--- BEGIN Records for processing ---
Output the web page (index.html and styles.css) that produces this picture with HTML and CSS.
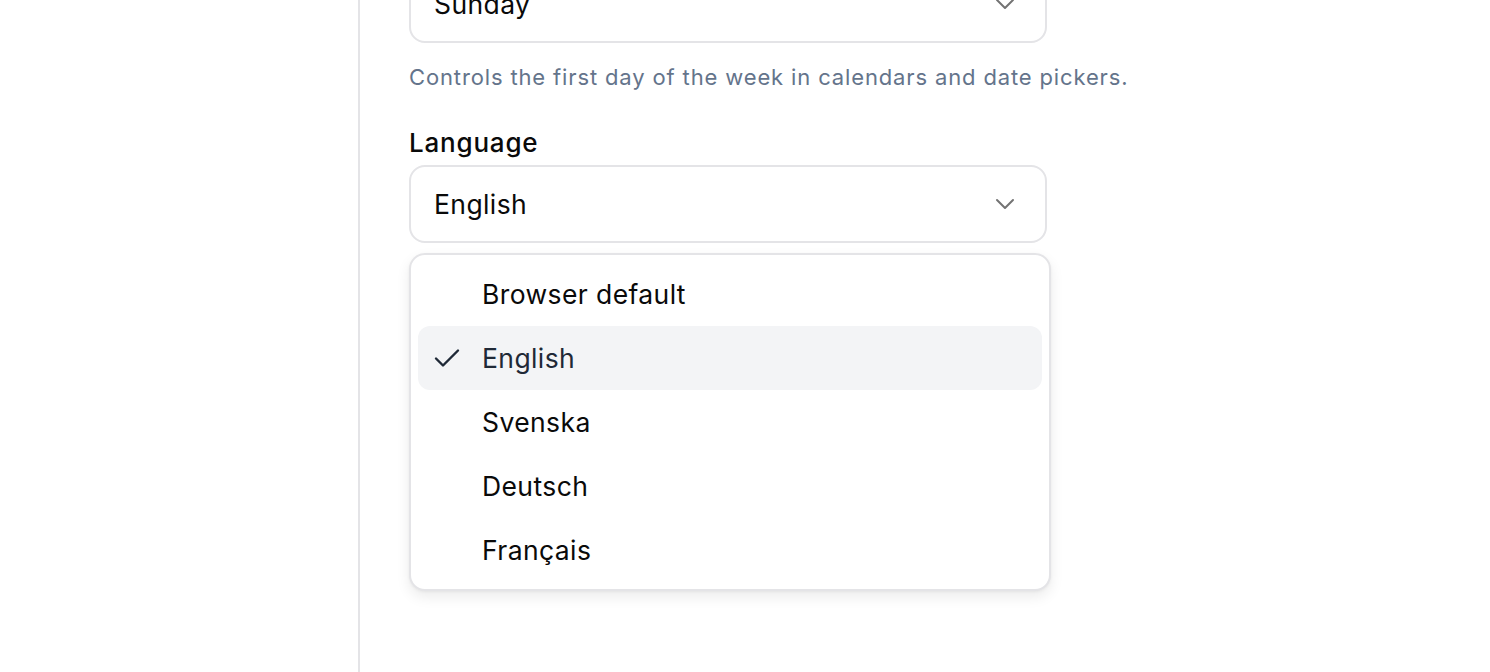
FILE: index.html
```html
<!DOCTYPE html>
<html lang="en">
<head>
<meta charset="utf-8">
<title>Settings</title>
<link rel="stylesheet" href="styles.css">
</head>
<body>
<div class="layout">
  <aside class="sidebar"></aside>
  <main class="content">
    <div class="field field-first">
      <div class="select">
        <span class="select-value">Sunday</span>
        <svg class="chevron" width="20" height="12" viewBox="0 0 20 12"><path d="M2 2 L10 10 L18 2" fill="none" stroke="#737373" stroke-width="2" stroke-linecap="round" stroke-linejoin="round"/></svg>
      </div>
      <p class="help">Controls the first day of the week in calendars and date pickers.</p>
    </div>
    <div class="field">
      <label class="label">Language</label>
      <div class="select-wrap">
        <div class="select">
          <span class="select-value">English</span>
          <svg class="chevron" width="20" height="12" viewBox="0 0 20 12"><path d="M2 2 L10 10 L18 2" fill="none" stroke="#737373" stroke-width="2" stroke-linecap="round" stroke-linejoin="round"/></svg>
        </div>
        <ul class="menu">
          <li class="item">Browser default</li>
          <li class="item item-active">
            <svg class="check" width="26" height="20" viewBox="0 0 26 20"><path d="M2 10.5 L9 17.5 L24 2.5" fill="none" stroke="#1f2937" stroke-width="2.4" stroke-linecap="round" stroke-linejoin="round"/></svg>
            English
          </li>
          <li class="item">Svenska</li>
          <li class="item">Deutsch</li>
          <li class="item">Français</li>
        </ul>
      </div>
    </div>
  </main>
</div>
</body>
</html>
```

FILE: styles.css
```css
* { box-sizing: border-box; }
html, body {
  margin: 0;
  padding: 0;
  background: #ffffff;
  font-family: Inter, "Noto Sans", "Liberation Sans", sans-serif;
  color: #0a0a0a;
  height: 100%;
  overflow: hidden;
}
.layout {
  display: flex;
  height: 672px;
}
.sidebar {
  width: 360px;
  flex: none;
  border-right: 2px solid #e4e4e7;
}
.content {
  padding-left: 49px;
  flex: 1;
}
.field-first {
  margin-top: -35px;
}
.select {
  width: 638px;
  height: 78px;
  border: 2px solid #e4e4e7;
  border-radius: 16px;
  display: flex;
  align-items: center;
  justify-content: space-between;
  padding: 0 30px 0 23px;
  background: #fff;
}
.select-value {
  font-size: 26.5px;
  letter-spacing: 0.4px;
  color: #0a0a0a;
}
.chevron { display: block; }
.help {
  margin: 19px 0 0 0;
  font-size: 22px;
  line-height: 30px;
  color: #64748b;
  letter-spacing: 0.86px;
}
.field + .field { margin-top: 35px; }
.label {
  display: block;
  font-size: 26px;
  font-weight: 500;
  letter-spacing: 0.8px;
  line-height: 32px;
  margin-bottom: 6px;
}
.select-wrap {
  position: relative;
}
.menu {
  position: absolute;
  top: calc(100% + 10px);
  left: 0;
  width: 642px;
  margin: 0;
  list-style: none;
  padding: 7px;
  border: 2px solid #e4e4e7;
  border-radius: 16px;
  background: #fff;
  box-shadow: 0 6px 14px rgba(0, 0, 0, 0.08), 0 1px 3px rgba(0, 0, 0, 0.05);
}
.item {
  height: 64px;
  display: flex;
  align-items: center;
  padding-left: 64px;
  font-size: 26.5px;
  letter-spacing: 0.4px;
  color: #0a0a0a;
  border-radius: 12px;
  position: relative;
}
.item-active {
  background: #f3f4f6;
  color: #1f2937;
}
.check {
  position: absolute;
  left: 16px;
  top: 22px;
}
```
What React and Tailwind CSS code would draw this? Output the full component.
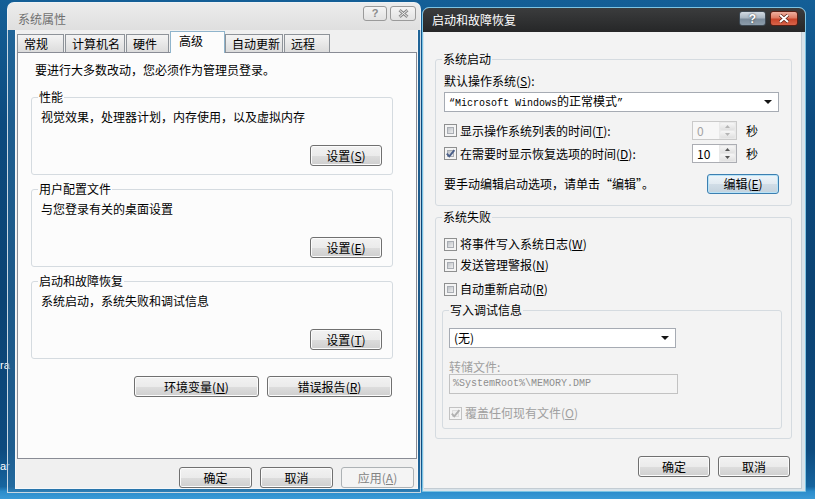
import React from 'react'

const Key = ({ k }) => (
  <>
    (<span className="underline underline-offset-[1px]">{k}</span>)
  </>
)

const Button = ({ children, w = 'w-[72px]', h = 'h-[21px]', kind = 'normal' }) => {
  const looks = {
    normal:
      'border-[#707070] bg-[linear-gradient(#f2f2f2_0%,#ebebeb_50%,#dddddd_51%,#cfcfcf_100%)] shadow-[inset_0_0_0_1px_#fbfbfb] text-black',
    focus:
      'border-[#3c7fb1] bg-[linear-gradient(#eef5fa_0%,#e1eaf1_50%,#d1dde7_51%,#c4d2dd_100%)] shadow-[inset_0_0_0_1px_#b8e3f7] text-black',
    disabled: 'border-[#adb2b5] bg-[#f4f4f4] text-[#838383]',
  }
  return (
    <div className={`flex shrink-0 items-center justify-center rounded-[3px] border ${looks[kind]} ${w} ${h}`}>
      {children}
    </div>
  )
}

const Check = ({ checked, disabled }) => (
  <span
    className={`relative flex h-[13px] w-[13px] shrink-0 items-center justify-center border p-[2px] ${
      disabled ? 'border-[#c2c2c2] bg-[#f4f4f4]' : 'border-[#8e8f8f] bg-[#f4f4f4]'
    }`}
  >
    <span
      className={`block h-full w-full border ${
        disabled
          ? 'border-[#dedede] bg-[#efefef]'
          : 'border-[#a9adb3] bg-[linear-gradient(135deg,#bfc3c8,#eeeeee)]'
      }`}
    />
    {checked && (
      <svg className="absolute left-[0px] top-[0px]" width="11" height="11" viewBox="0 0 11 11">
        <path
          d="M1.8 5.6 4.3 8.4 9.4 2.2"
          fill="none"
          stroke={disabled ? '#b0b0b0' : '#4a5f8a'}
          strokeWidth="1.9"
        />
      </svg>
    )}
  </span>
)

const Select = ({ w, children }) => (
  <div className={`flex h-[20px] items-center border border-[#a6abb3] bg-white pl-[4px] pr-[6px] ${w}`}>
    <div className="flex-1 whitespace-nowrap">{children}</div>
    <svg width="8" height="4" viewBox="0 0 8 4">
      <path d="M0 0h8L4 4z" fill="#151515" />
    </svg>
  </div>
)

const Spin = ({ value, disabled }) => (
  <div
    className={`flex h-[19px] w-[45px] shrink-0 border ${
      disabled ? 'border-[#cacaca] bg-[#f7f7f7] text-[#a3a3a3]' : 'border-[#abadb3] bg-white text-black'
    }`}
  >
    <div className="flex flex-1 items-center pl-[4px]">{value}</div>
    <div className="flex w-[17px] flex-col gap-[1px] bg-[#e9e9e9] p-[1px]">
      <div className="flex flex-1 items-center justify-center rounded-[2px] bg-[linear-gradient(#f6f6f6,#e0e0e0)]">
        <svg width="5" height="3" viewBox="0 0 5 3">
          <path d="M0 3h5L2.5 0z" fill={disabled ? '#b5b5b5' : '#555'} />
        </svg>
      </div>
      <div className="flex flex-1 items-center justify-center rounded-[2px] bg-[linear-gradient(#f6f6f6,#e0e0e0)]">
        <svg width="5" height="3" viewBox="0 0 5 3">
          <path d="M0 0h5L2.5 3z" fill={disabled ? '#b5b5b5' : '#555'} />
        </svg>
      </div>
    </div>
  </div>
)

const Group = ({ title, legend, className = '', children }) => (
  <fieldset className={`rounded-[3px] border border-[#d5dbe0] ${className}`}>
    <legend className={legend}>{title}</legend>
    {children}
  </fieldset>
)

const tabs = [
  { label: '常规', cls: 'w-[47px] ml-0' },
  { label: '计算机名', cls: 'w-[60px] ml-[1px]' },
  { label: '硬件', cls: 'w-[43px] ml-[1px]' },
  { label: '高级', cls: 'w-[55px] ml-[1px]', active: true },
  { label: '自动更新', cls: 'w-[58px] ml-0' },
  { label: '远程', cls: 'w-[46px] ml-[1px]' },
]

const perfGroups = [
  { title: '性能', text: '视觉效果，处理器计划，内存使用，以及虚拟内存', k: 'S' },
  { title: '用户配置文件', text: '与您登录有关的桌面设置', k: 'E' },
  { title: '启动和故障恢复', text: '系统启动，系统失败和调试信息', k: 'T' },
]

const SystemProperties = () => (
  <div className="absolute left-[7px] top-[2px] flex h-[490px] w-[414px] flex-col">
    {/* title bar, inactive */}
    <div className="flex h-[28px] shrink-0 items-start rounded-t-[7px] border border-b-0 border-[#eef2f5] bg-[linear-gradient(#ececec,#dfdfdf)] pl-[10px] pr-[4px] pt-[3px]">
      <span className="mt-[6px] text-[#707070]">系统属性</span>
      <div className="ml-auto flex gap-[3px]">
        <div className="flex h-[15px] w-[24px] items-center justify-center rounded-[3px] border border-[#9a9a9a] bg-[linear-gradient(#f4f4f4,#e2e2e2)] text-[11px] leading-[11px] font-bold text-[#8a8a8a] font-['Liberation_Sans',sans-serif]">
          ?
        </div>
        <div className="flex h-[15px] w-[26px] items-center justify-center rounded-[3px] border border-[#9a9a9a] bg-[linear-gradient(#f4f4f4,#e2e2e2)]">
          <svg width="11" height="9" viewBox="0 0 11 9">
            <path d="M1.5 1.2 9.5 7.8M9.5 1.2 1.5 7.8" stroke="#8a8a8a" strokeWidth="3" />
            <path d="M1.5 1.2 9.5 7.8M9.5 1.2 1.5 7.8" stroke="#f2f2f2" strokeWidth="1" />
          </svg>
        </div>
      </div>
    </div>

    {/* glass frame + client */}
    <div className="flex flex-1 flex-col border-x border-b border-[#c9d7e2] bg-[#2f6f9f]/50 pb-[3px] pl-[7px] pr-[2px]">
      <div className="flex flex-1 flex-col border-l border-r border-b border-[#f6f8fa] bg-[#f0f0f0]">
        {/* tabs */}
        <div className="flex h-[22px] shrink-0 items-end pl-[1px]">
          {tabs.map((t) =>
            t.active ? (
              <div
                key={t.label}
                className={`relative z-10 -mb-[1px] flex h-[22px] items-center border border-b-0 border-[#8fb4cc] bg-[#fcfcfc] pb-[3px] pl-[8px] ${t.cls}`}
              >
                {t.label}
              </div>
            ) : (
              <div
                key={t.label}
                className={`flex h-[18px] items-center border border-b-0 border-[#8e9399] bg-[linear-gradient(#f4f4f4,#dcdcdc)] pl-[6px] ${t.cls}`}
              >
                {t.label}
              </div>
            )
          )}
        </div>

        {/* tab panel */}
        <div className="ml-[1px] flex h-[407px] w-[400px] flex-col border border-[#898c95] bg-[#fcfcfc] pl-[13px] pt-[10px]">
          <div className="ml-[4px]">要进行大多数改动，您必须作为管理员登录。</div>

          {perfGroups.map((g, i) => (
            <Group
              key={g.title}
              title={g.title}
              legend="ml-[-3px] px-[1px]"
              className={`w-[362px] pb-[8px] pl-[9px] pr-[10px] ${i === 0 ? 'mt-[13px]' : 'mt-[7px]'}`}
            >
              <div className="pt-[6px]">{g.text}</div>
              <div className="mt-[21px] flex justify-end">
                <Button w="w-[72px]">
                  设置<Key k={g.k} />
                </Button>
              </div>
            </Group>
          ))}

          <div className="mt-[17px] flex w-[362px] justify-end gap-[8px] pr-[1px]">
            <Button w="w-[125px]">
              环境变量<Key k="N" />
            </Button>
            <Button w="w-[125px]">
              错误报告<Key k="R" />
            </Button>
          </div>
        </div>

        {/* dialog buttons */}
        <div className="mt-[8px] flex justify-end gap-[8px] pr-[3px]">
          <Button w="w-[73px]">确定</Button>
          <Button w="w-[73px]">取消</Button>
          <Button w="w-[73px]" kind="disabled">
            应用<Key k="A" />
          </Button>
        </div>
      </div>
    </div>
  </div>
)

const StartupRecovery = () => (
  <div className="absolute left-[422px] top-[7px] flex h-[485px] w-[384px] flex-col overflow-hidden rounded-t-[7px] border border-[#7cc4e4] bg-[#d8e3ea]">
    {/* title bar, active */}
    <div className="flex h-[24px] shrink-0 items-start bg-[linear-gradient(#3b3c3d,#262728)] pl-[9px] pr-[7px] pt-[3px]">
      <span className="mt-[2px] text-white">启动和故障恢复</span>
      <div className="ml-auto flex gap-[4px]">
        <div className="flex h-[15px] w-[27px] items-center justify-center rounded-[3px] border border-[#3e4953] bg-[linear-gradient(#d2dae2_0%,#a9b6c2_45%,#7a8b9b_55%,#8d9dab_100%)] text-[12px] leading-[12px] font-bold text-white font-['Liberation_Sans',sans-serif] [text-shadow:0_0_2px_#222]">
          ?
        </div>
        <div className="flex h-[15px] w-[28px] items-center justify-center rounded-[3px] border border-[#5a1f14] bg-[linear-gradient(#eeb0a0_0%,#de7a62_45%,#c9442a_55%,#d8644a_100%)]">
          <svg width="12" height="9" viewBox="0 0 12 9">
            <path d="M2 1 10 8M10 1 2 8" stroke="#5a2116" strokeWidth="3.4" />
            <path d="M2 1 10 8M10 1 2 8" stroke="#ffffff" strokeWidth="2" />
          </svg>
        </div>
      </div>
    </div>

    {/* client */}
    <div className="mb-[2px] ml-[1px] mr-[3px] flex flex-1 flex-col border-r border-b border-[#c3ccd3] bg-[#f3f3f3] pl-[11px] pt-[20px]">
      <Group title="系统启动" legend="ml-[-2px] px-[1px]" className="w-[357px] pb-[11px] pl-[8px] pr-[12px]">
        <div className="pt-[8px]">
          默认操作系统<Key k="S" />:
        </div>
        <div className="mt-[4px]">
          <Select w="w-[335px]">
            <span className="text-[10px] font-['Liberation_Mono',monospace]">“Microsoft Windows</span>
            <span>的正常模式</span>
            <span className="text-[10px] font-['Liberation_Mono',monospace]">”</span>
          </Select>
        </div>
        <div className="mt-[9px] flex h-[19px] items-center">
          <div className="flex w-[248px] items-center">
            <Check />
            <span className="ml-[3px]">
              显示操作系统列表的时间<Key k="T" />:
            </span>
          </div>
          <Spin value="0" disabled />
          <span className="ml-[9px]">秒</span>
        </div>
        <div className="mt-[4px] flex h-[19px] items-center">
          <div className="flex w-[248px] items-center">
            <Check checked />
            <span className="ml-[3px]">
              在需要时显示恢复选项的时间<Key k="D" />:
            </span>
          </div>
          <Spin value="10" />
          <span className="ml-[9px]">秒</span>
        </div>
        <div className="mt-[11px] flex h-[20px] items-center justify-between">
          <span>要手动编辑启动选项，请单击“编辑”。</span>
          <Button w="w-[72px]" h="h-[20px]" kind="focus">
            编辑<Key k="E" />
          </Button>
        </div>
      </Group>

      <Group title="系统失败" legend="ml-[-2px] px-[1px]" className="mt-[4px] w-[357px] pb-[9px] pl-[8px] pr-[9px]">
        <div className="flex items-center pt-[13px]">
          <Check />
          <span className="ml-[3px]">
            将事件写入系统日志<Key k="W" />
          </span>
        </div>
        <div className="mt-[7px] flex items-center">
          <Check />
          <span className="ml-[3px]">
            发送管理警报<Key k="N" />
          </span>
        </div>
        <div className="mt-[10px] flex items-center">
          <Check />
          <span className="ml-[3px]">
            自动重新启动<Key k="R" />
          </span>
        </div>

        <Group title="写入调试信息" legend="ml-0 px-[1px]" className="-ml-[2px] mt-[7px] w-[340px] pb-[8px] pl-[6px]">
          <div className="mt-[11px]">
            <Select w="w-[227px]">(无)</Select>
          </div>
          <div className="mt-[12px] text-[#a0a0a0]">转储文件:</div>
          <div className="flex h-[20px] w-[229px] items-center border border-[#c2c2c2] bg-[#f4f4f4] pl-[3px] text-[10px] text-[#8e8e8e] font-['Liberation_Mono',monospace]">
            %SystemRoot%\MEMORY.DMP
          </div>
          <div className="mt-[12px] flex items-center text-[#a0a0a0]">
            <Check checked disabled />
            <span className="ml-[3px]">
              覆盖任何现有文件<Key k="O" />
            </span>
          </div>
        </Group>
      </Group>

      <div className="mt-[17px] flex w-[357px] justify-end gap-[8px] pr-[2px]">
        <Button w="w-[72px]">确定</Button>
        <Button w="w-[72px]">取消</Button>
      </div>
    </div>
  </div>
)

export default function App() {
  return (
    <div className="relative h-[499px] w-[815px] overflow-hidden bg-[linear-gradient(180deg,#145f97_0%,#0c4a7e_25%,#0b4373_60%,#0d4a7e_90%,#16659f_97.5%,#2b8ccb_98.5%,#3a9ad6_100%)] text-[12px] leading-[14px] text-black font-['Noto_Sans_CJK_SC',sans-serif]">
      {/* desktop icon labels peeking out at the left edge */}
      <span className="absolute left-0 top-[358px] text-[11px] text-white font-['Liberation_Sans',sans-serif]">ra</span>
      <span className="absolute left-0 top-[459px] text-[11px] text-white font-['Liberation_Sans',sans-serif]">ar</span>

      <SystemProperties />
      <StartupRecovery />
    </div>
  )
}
--- END Records for processing ---
Exercise objective | Copy all lines in the listing above where the string "styles" appears.

Result |
Output the web page (index.html and styles.css) that produces this picture with HTML and CSS.
<link rel="stylesheet" href="styles.css">
FILE: styles.css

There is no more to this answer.